Nomura India said any significant sell-down in India stocks might prove to be a buying opportunity. This is because India's structural story is still intact, and while India will likely see a cyclical slowdown ahead, it would not be a structural slowdown.
"India remains a large and liquid market with generally higher-quality companies, and we think India will continue to benefit from longer-term themes such as supply chain relocation, and a push toward investment led-growth," Nomura India said.
Nomura India said EM equity investors have been underweight India equities, and thus there is some buffer in the form of how much larger their underweights can go.
"If the recent rally in China equities becomes more self-sustaining amid a large fiscal stimulus, and should local investors in China (which so far have been largely out of the market bar the last couple of weeks) become far more involved, this may force even foreign investors to chase China equities higher. As that occurs (although it's not clear to us if this will be the case), India and other regional markets might see somewhat sustained underperformance," Nomura India said.

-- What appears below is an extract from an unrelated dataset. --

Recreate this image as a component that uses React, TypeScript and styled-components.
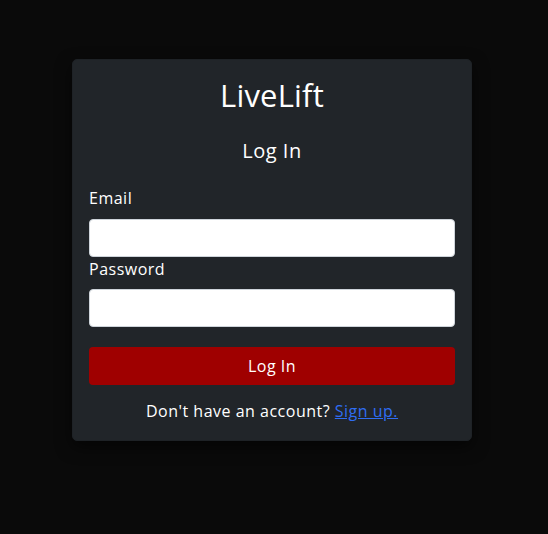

At present, MSCI India trades at forward PE of 24.1 times against a post-2015 average of 19.5 times after last week's pullback. India stocks still trades at 77 per cent premium to Asia (ex-Japan) compared with post 2015 average premium of 49 per cent.
Nomura India said valuation levels going back to 21 times on MSCI India should become an attractive point for investors to re-build positions in the market. Its India Equity strategy team’s end-2024 fair value index target for Nifty stands at 24,860, based on 20 times estimated 2025 EPS.